The Supreme Court of Ohio recently struck down a controversial City of Cleveland municipal ordinance requiring contractors to employ Cleveland residents on public construction contracts. Known as the Fannie Lewis Cleveland Resident Employment Law in honor of the late Cleveland City Council Member, Chapter 188 of the Cleveland Codified Ordinances required public construction contracts in an amount of $100,000 or more to include a provision mandating that city residents perform 20% of the total construction work hours under the contract.
The law also required public contracts to include penalties for failure to comply. These penalties included damages up to 2.5 percent of the final amount of the contract, as well as the possibility of the City withholding payment, terminating the contract, or disqualifying the contractor from future bids.
In order to combat protectionist ordinances like the Fannie Lewis Law, the Ohio General Assembly enacted Ohio Revised Code Section 9.75, which prevents public authorities from requiring contractors to employ a certain number or percentage of individuals who reside within a defined geographic area. The law also prevents public authorities from using bonuses or preferences to incentivize hiring of city residents. The term “public authorities” includes cities and other political subdivisions.

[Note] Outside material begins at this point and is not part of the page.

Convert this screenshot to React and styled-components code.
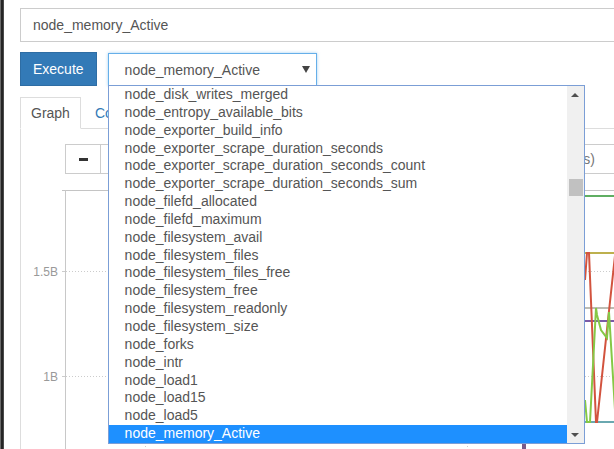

The City of Cleveland sued the State of Ohio in an attempt to invalidate R.C. 9.75, claiming that the state law was an unconstitutional violation of the City’s home-rule authority. The Home Rule Amendment, Article XVIII, Section 3, of the Ohio Constitution, secures the rights of municipalities to exercise self-government. A municipality may not, however, enforce local ordinances that conflict with a general law of the State of Ohio.
The Cuyahoga County Court of Common Pleas agreed with the City, and the Eighth District Court of Appeals affirmed the judgment.
On appeal to the Supreme Court of Ohio, the State of Ohio argued that the Ohio General Assembly, in passing R.C. 9.75, exercised authority granted by Article II, Section 34, of the Ohio Constitution to pass laws for employees’ comfort and general welfare. The State argued that R.C. 9.75 protects employees from a city’s preference for its own residents, and ensures that all employees are free to decide where to live without sacrificing the right to work in other locations. Because R.C. 9.75 protects the general welfare of Ohio’s employees, it is a general law that prevails over conflicting municipal ordinances.
The Supreme Court agreed with the State of Ohio. The Court, in a split 4-3 decision, found that Article II, Section 34, gave the State broad authority to pass laws advancing employees’ comfort and general welfare. Section 34 also provides that no other provision of the Constitution shall impair or limit the State’s power in this area. According the Court, the Fannie Lewis Law went beyond a simple act of self-government. It struck at hiring – the “most basic condition of employment,” and an area subject to regulation by the General Assembly.
The Court held that by providing an equal opportunity for Ohioans to compete for work on public improvement projects both inside and outside of the political subdivisions in which they reside, R.C. 9.75 provides for the comfort and general welfare of all citizens working in the construction trades. It is a valid exercise of Constitutional authority, and supersedes the Fannie Lewis Law.
In past practice, most contractors on public projects within the City of Cleveland voluntarily complied with the Fannie Lewis Law. The City may no longer, however, require contractors to comply or face penalties. The City also cannot incentivize hiring of Cleveland residents through the use of bonuses or preferences. Although this may seem like a loss for some Cleveland residents, it also opens the doors to Cleveland residents who seek to work on construction projects in cities like Akron that have similar local hiring policies. The Supreme Court’s ruling will also deter other Ohio cities from claiming Home-Rule authority and passing their own protectionist ordinances in the future.